Brief: Transcribe every line exactly. Leave the pictures behind.

──────── Data section

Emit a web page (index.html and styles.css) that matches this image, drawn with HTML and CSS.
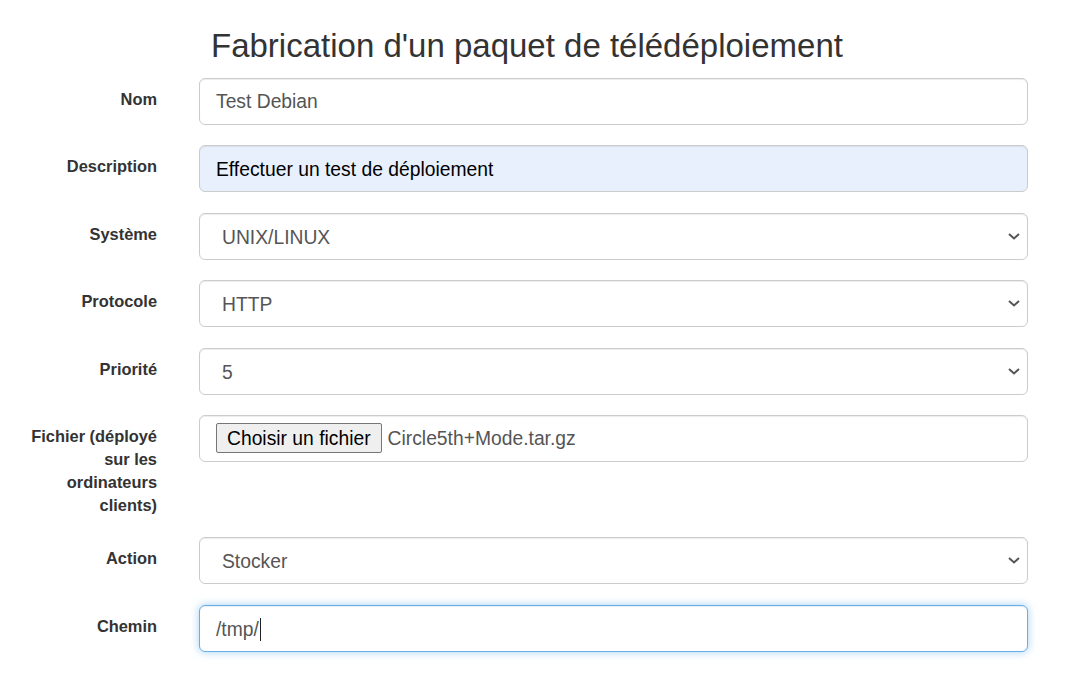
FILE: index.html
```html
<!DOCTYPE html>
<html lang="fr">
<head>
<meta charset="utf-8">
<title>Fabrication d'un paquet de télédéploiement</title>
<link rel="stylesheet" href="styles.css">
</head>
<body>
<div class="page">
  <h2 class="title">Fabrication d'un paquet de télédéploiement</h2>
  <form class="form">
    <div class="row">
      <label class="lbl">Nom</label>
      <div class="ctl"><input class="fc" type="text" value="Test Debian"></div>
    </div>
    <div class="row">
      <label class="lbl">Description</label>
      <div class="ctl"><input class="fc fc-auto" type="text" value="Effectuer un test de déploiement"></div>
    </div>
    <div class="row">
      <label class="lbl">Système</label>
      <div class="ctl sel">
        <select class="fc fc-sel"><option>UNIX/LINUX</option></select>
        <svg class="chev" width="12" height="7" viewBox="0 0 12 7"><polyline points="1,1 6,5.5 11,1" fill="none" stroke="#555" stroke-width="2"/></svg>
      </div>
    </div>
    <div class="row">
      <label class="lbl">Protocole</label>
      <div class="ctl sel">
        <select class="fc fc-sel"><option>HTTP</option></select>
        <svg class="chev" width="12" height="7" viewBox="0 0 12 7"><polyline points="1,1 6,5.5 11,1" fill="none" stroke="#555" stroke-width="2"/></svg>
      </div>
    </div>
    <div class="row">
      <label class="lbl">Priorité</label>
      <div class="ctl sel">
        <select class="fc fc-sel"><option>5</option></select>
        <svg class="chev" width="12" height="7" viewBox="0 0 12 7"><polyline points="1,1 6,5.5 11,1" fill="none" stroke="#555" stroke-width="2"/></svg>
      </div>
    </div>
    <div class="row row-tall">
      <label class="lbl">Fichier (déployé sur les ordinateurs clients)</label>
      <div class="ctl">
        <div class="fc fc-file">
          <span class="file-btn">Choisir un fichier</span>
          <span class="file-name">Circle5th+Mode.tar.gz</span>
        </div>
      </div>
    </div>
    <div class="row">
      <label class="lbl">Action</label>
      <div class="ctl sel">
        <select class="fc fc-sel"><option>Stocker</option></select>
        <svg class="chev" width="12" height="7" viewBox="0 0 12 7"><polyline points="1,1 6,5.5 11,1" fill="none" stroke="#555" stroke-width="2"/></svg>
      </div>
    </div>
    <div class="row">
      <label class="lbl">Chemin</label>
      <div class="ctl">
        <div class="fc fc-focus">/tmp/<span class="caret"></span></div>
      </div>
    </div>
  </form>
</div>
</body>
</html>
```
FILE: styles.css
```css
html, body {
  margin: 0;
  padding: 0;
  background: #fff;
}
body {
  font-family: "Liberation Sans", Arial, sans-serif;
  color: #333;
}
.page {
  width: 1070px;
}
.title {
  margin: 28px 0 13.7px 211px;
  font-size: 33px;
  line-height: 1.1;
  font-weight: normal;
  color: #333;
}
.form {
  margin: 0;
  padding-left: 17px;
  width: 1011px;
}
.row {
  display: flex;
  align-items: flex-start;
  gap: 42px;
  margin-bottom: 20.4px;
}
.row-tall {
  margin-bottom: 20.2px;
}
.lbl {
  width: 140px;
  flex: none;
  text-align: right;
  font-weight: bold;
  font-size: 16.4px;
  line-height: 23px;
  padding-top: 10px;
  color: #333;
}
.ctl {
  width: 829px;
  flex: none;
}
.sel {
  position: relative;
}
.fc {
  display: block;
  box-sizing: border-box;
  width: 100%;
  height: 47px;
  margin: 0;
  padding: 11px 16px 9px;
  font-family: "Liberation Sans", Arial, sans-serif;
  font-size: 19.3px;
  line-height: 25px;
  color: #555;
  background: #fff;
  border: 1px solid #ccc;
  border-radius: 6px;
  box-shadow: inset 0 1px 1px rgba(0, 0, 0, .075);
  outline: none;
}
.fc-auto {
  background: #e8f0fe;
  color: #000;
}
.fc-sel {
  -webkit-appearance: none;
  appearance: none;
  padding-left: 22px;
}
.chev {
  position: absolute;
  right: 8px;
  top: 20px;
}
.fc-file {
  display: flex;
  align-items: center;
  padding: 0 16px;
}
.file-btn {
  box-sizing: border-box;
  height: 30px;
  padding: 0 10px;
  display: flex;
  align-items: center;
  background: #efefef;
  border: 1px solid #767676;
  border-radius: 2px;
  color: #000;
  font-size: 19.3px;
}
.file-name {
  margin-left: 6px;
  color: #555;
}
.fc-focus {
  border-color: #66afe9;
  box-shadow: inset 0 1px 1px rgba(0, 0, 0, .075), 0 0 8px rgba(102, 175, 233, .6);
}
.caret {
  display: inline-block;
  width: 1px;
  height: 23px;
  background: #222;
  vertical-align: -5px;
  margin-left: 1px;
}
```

────────────────

Full output:
Emit a web page (index.html and styles.css) that matches this image, drawn with HTML and CSS.
FILE: index.html
```html
<!DOCTYPE html>
<html lang="fr">
<head>
<meta charset="utf-8">
<title>Fabrication d'un paquet de télédéploiement</title>
<link rel="stylesheet" href="styles.css">
</head>
<body>
<div class="page">
  <h2 class="title">Fabrication d'un paquet de télédéploiement</h2>
  <form class="form">
    <div class="row">
      <label class="lbl">Nom</label>
      <div class="ctl"><input class="fc" type="text" value="Test Debian"></div>
    </div>
    <div class="row">
      <label class="lbl">Description</label>
      <div class="ctl"><input class="fc fc-auto" type="text" value="Effectuer un test de déploiement"></div>
    </div>
    <div class="row">
      <label class="lbl">Système</label>
      <div class="ctl sel">
        <select class="fc fc-sel"><option>UNIX/LINUX</option></select>
        <svg class="chev" width="12" height="7" viewBox="0 0 12 7"><polyline points="1,1 6,5.5 11,1" fill="none" stroke="#555" stroke-width="2"/></svg>
      </div>
    </div>
    <div class="row">
      <label class="lbl">Protocole</label>
      <div class="ctl sel">
        <select class="fc fc-sel"><option>HTTP</option></select>
        <svg class="chev" width="12" height="7" viewBox="0 0 12 7"><polyline points="1,1 6,5.5 11,1" fill="none" stroke="#555" stroke-width="2"/></svg>
      </div>
    </div>
    <div class="row">
      <label class="lbl">Priorité</label>
      <div class="ctl sel">
        <select class="fc fc-sel"><option>5</option></select>
        <svg class="chev" width="12" height="7" viewBox="0 0 12 7"><polyline points="1,1 6,5.5 11,1" fill="none" stroke="#555" stroke-width="2"/></svg>
      </div>
    </div>
    <div class="row row-tall">
      <label class="lbl">Fichier (déployé sur les ordinateurs clients)</label>
      <div class="ctl">
        <div class="fc fc-file">
          <span class="file-btn">Choisir un fichier</span>
          <span class="file-name">Circle5th+Mode.tar.gz</span>
        </div>
      </div>
    </div>
    <div class="row">
      <label class="lbl">Action</label>
      <div class="ctl sel">
        <select class="fc fc-sel"><option>Stocker</option></select>
        <svg class="chev" width="12" height="7" viewBox="0 0 12 7"><polyline points="1,1 6,5.5 11,1" fill="none" stroke="#555" stroke-width="2"/></svg>
      </div>
    </div>
    <div class="row">
      <label class="lbl">Chemin</label>
      <div class="ctl">
        <div class="fc fc-focus">/tmp/<span class="caret"></span></div>
      </div>
    </div>
  </form>
</div>
</body>
</html>
```
FILE: styles.css
```css
html, body {
  margin: 0;
  padding: 0;
  background: #fff;
}
body {
  font-family: "Liberation Sans", Arial, sans-serif;
  color: #333;
}
.page {
  width: 1070px;
}
.title {
  margin: 28px 0 13.7px 211px;
  font-size: 33px;
  line-height: 1.1;
  font-weight: normal;
  color: #333;
}
.form {
  margin: 0;
  padding-left: 17px;
  width: 1011px;
}
.row {
  display: flex;
  align-items: flex-start;
  gap: 42px;
  margin-bottom: 20.4px;
}
.row-tall {
  margin-bottom: 20.2px;
}
.lbl {
  width: 140px;
  flex: none;
  text-align: right;
  font-weight: bold;
  font-size: 16.4px;
  line-height: 23px;
  padding-top: 10px;
  color: #333;
}
.ctl {
  width: 829px;
  flex: none;
}
.sel {
  position: relative;
}
.fc {
  display: block;
  box-sizing: border-box;
  width: 100%;
  height: 47px;
  margin: 0;
  padding: 11px 16px 9px;
  font-family: "Liberation Sans", Arial, sans-serif;
  font-size: 19.3px;
  line-height: 25px;
  color: #555;
  background: #fff;
  border: 1px solid #ccc;
  border-radius: 6px;
  box-shadow: inset 0 1px 1px rgba(0, 0, 0, .075);
  outline: none;
}
.fc-auto {
  background: #e8f0fe;
  color: #000;
}
.fc-sel {
  -webkit-appearance: none;
  appearance: none;
  padding-left: 22px;
}
.chev {
  position: absolute;
  right: 8px;
  top: 20px;
}
.fc-file {
  display: flex;
  align-items: center;
  padding: 0 16px;
}
.file-btn {
  box-sizing: border-box;
  height: 30px;
  padding: 0 10px;
  display: flex;
  align-items: center;
  background: #efefef;
  border: 1px solid #767676;
  border-radius: 2px;
  color: #000;
  font-size: 19.3px;
}
.file-name {
  margin-left: 6px;
  color: #555;
}
.fc-focus {
  border-color: #66afe9;
  box-shadow: inset 0 1px 1px rgba(0, 0, 0, .075), 0 0 8px rgba(102, 175, 233, .6);
}
.caret {
  display: inline-block;
  width: 1px;
  height: 23px;
  background: #222;
  vertical-align: -5px;
  margin-left: 1px;
}
```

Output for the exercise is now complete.